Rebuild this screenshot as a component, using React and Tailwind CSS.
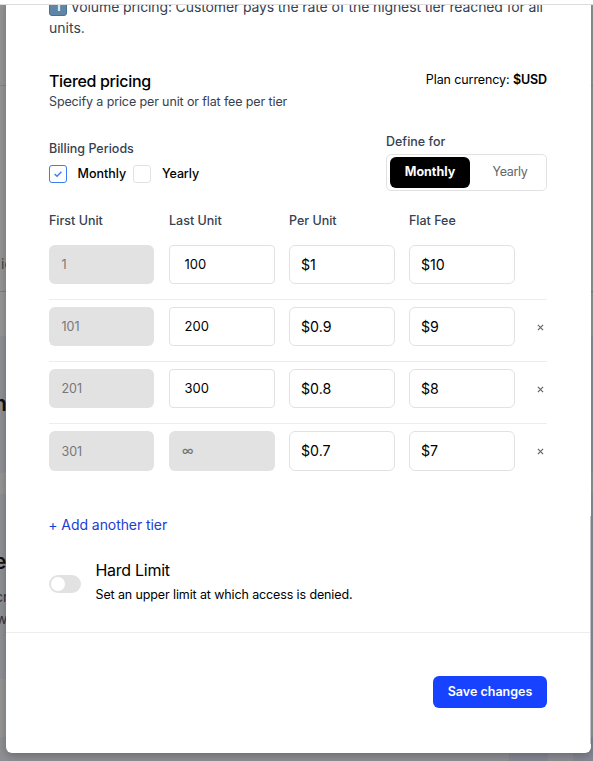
import React from 'react';

const tiers = [
  { first: '1', last: '100', unit: '$1', fee: '$10' },
  { first: '101', last: '200', unit: '$0.9', fee: '$9', removable: true },
  { first: '201', last: '300', unit: '$0.8', fee: '$8', removable: true },
  { first: '301', last: '∞', unit: '$0.7', fee: '$7', removable: true, open: true },
];

function Backdrop() {
  return (
    <div className="absolute inset-x-0 top-[5px] bottom-0 flex flex-col overflow-hidden bg-[#8f9095] whitespace-nowrap">
      <div className="h-20 shrink-0 bg-[#959595]" />
      <div className="h-[206px] shrink-0 border-t border-[#858585] bg-[#959595] pt-[168px] text-[14px] leading-5 text-[#444444]">
        <span className="ml-px">ic</span>
      </div>
      <div className="h-[45px] shrink-0 border-t border-[#7d7d7d] bg-[#979797]" />
      <div className="flex h-[137px] shrink-0 flex-col items-start pt-[54px]">
        <span className="-ml-[6px] text-[21px] leading-7 font-semibold text-[#111111]">n</span>
      </div>
      <div className="h-[21px] shrink-0 bg-[#979695]" />
      <div className="flex h-[185px] shrink-0 flex-col items-start pt-[54px]">
        <span className="-ml-[6px] text-[21px] leading-7 font-semibold text-[#111111]">e</span>
        <span className="-ml-[5px] pt-[10px] text-[14px] leading-[22px] text-[#30343e]">cr</span>
        <span className="-ml-[4px] text-[14px] leading-[22px] text-[#30343e]">w</span>
      </div>
      <div className="h-[58px] shrink-0 bg-[#979695]" />
      <div className="flex grow justify-end">
        <div className="w-[39px] bg-[#868894]" />
        <div className="w-[25px] bg-[#8e8f95]" />
        <div className="w-5 bg-[#868894]" />
      </div>
    </div>
  );
}

export default function App() {
  return (
    <div className="relative h-[761px] w-[593px] overflow-hidden bg-white font-['Inter','Liberation_Sans',sans-serif] text-black">
      <Backdrop />
      <div className="absolute inset-x-0 top-0 z-20 h-[5px] border-b border-[#dcdcdc] bg-white" />
      <div className="absolute top-0 left-[6px] flex h-[752.5px] w-[585px] flex-col overflow-hidden rounded-b-md bg-white shadow-[0_3px_10px_rgba(0,0,0,0.25)]">
        <div className="flex h-[633px] shrink-0 flex-col border-b border-[#ededed] pr-[44px] pl-[43px]">
          <div className="-mt-[4px] h-[42px] text-[14px] leading-[21px] whitespace-nowrap text-[#364152]">
            <div className="flex items-center">
              <span className="mr-[3.5px] flex h-[18px] w-[18px] shrink-0 items-center justify-center rounded-[3px] border border-[#4b6e8c] bg-[#5f86a6] text-[12px] leading-none font-semibold text-white">1</span>
              <span className="tracking-[-0.12px]">Volume pricing: Customer pays the rate of the highest tier reached for all</span>
            </div>
            <div>units.</div>
          </div>

          <div className="mt-[32px] flex h-[46px] justify-between">
            <div>
              <div className="text-[16px] leading-[23px] font-medium tracking-[-0.33px]">Tiered pricing</div>
              <div className="text-[12.5px] leading-[18px] tracking-[-0.12px] text-[#364152]">Specify a price per unit or flat fee per tier</div>
            </div>
            <div className="text-[12.5px] leading-[19px] tracking-[-0.1px]">Plan currency: <span className="font-semibold">$USD</span></div>
          </div>

          <div className="mt-[16px] flex h-[59px] justify-between">
            <div className="pt-[7px]">
              <div className="text-[12.5px] leading-[20px] font-medium text-[#364152]">Billing Periods</div>
              <div className="mt-[6px] flex h-[18px] items-center text-[12.5px] font-medium">
                <span className="flex h-[18px] w-[18px] items-center justify-center rounded-[3px] border border-[#3b7ef0]">
                  <svg width="10" height="10" viewBox="0 0 10 10" fill="none" stroke="#3b7ef0" strokeWidth="1.4"><path d="M1.6 5.1 4 7.3 8.4 2.7" /></svg>
                </span>
                <span className="ml-[10.5px] w-[55.5px]">Monthly</span>
                <span className="h-[18px] w-[18px] rounded-[3px] border border-[#e2e2e2]" />
                <span className="ml-[11px] tracking-[-0.1px]">Yearly</span>
              </div>
            </div>
            <div className="w-[161px]">
              <div className="text-[12.5px] leading-[20px] font-medium text-[#364152]">Define for</div>
              <div className="mt-[2px] flex h-[37px] rounded-[5px] border border-[#e2e2e2] p-[3px] pt-[2px]">
                <div className="flex h-[31px] w-20 items-center justify-center rounded-md bg-black text-[12.5px] font-bold text-white">Monthly</div>
                <div className="flex h-[31px] grow items-center justify-center pl-[7px] text-[12.5px] tracking-[-0.3px] text-[#666666]">Yearly</div>
              </div>
            </div>
          </div>

          <div className="mt-[20px] grid h-[20px] grid-cols-4 gap-x-[14px] pr-[32px] text-[12.5px] leading-[20px] font-medium text-[#364152]">
            <span>First Unit</span>
            <span>Last Unit</span>
            <span>Per Unit</span>
            <span>Flat Fee</span>
          </div>

          <div className="mt-[6px] flex flex-col">
            {tiers.map((t, i) => (
              <div key={t.first} className={(i > 0 ? 'border-t border-[#ededed] pt-[7px]' : 'pt-2') + ' h-[62px]'}>
                <div className={(t.open ? 'h-10' : 'h-[39px]') + ' grid grid-cols-[106px_106px_106px_106px_15px] gap-x-[14px]'}>
                  <div className="mr-px flex items-center rounded-md bg-[#e2e2e2] pt-[2px] pl-[12.5px] text-[12.5px] text-[#777777]">{t.first}</div>
                  {t.open ? (
                    <div className="flex items-center rounded-md bg-[#e2e2e2] pl-[13px] text-[12px] font-medium text-[#777777]">{t.last}</div>
                  ) : (
                    <div className="flex items-center rounded-[4px] border border-[#e2e2e2] pl-[14.5px] text-[13px]">{t.last}</div>
                  )}
                  <div className="flex items-center rounded-md border border-[#e2e2e2] pl-[11px] text-[14.2px]">{t.unit}</div>
                  <div className="flex items-center rounded-md border border-[#e2e2e2] pl-[11px] text-[14.2px]">{t.fee}</div>
                  {t.removable && (
                    <div className={(t.open ? 'pt-px' : 'pt-[2px]') + ' flex items-center justify-end'}>
                      <svg width="7" height="7" viewBox="0 0 7 7" stroke="#666666" strokeWidth="1.2"><path d="M0.9 0.9 6.1 6.1M6.1 0.9 0.9 6.1" /></svg>
                    </div>
                  )}
                </div>
              </div>
            ))}
          </div>

          <div className="mt-[30px] -ml-[0.7px] text-[14px] leading-[20px] tracking-[-0.07px] text-[#1940d2]">+ Add another tier</div>

          <div className="mt-[24px] flex">
            <div className="mt-[16px] flex h-[18px] w-8 items-center rounded-full bg-[#e2e2e2] pl-[2px]">
              <span className="h-[14px] w-[14px] rounded-full bg-white" />
            </div>
            <div className="ml-[14.5px]">
              <div className="-mt-px text-[16px] leading-[24px] tracking-[-0.28px]">Hard Limit</div>
              <div className="mt-[4px] text-[12.5px] leading-[18px] tracking-[-0.12px]">Set an upper limit at which access is denied.</div>
            </div>
          </div>
        </div>
        <div className="flex grow justify-end pt-[43px] pr-[44px]">
          <div className="flex h-8 w-[114px] items-center justify-center rounded-md bg-[#1742ff] text-[12.5px] font-semibold text-white">Save changes</div>
        </div>
      </div>
      <div className="absolute top-[516px] left-[590px] h-[228px] w-px bg-[#c2c3c8]" />
    </div>
  );
}
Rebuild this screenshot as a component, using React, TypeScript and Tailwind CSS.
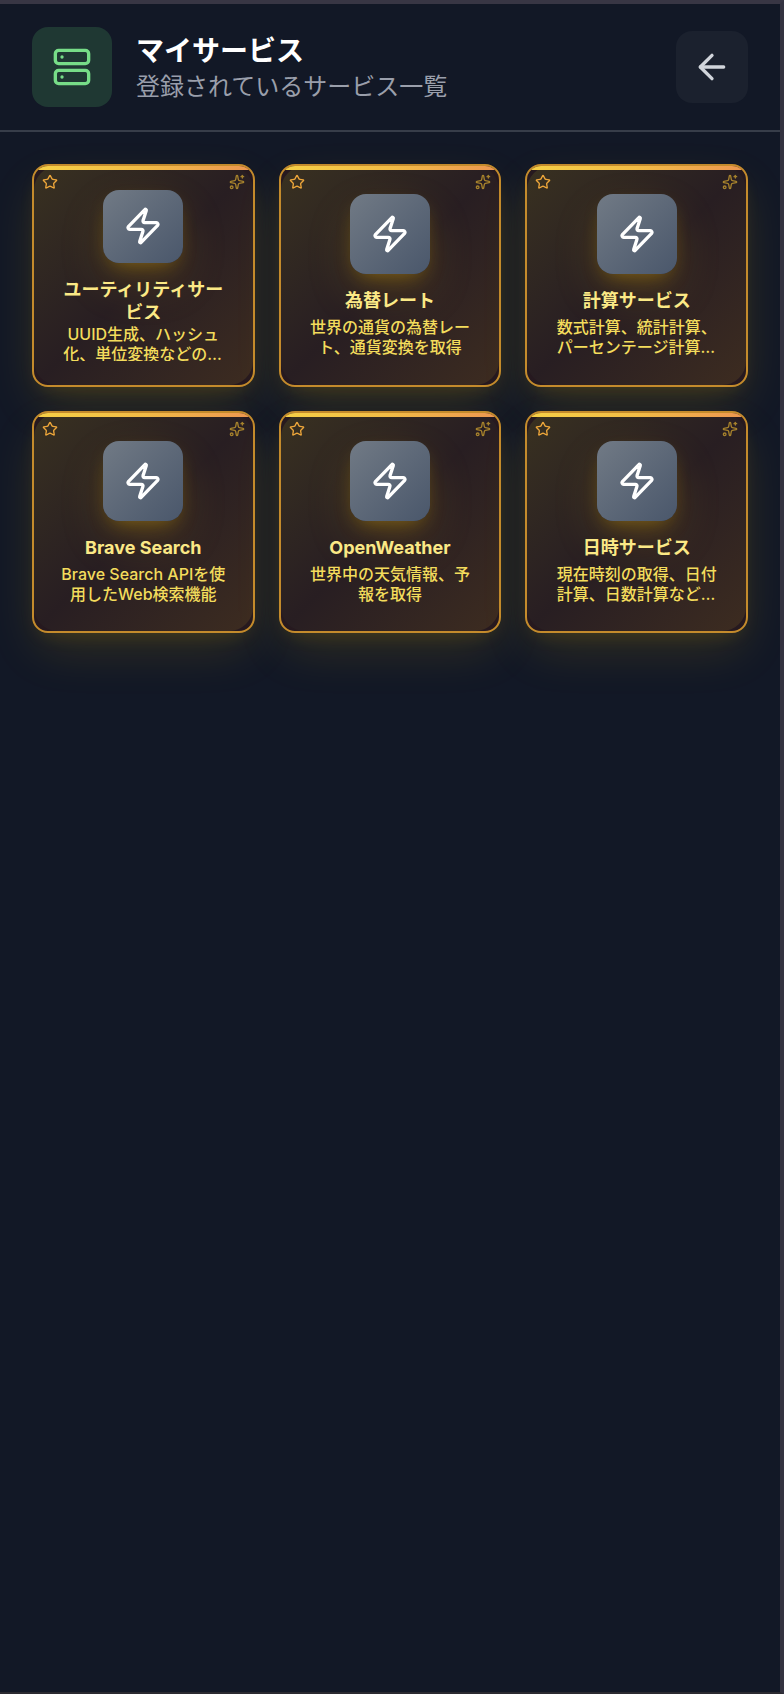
import { ArrowLeft, Server, Sparkles, Star, Zap } from "lucide-react";

type Service = { name: string; description: string };

const services: Service[] = [
  {
    name: "ユーティリティサービス",
    description: "UUID生成、ハッシュ化、単位変換などのユーティリティ機能",
  },
  { name: "為替レート", description: "世界の通貨の為替レート、通貨変換を取得" },
  {
    name: "計算サービス",
    description: "数式計算、統計計算、パーセンテージ計算などの計算機能",
  },
  { name: "Brave Search", description: "Brave Search APIを使用したWeb検索機能" },
  { name: "OpenWeather", description: "世界中の天気情報、予報を取得" },
  {
    name: "日時サービス",
    description: "現在時刻の取得、日付計算、日数計算などの日時機能",
  },
];

function Header() {
  return (
    <header className="flex items-center justify-between border-b-2 border-[#373d49] px-8 py-[23px]">
      <div className="flex items-center gap-6">
        <div className="flex size-20 items-center justify-center rounded-2xl bg-[#1f3833] text-[#77dd88]">
          <Server className="size-10" />
        </div>
        <div>
          <h1 className="text-[28px] leading-10 font-bold text-white">マイサービス</h1>
          <p className="text-2xl leading-8 text-[#9a9fab]">登録されているサービス一覧</p>
        </div>
      </div>
      <button
        type="button"
        aria-label="戻る"
        className="flex size-[72px] items-center justify-center rounded-2xl bg-[#1b212e] text-[#d1d5db]"
      >
        <ArrowLeft className="size-10" />
      </button>
    </header>
  );
}

function ServiceCard({ name, description }: Service) {
  return (
    <button
      type="button"
      className="relative flex aspect-square min-w-0 flex-col items-center justify-center overflow-hidden rounded-2xl border-2 border-[#c48b2c] bg-[#26191f] p-6 text-center shadow-[0_20px_50px_-6px_rgba(234,179,8,0.16),0_8px_20px_-8px_rgba(234,179,8,0.16)]"
    >
      <span className="absolute inset-0 rounded-3xl bg-linear-to-br from-[#393120] via-[#281e22] to-[#3d2c20]" />
      <span className="absolute inset-x-0 top-0 h-1 bg-linear-to-r from-[#f6d046] via-[#f2bc46] to-[#ec9650]" />
      <Star className="absolute top-2 left-2 size-4 text-[#eda63a]" />
      <Sparkles className="absolute top-2 right-2 size-4 text-[#a5812c]" />
      <span className="relative mb-[15px] flex h-20 w-20 items-center justify-center rounded-2xl bg-linear-to-br from-[#717a85] to-[#4a576b] text-white shadow-[0_20px_50px_-6px_rgba(234,179,8,0.22),0_8px_20px_-8px_rgba(234,179,8,0.4)]">
        <Zap className="size-10" />
      </span>
      <span className="relative mb-[5px] line-clamp-2 min-h-0 text-lg leading-[23px] font-bold text-[#fbe986]">
        {name}
      </span>
      <span className="relative line-clamp-2 min-h-0 text-base leading-5 font-medium text-[#f3dc5c]">
        {description}
      </span>
    </button>
  );
}

export default function App() {
  return (
    <div className="min-h-screen border-t-4 border-r-4 border-b-2 border-t-[#383644] border-r-[#333240] border-b-[#2b2a30] bg-[#121826] font-[Inter,'Noto_Sans_CJK_JP',sans-serif]">
      <Header />
      <main className="grid grid-cols-3 gap-6 p-8">
        {services.map((service) => (
          <ServiceCard key={service.name} {...service} />
        ))}
      </main>
    </div>
  );
}
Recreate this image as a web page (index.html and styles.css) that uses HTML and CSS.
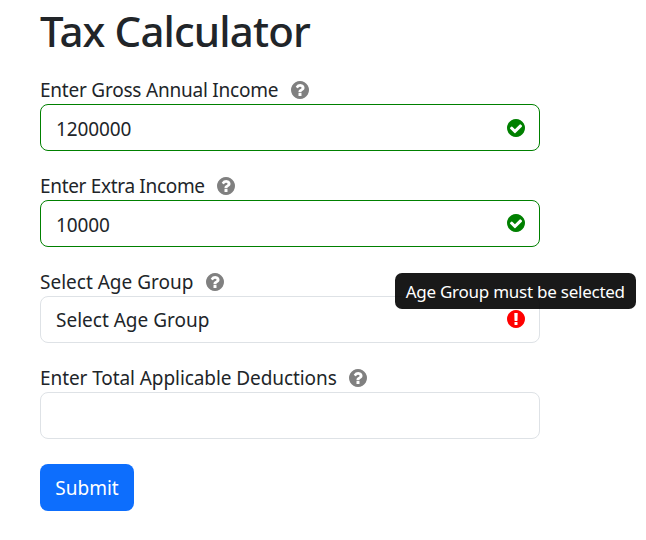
--
**Directions:**
Show each line holding the word "Rebuild".

**Completed exercise:**
Rebuild this screenshot as a component, using React and Tailwind CSS.
Rebuild this screenshot as a component, using React, TypeScript and Tailwind CSS.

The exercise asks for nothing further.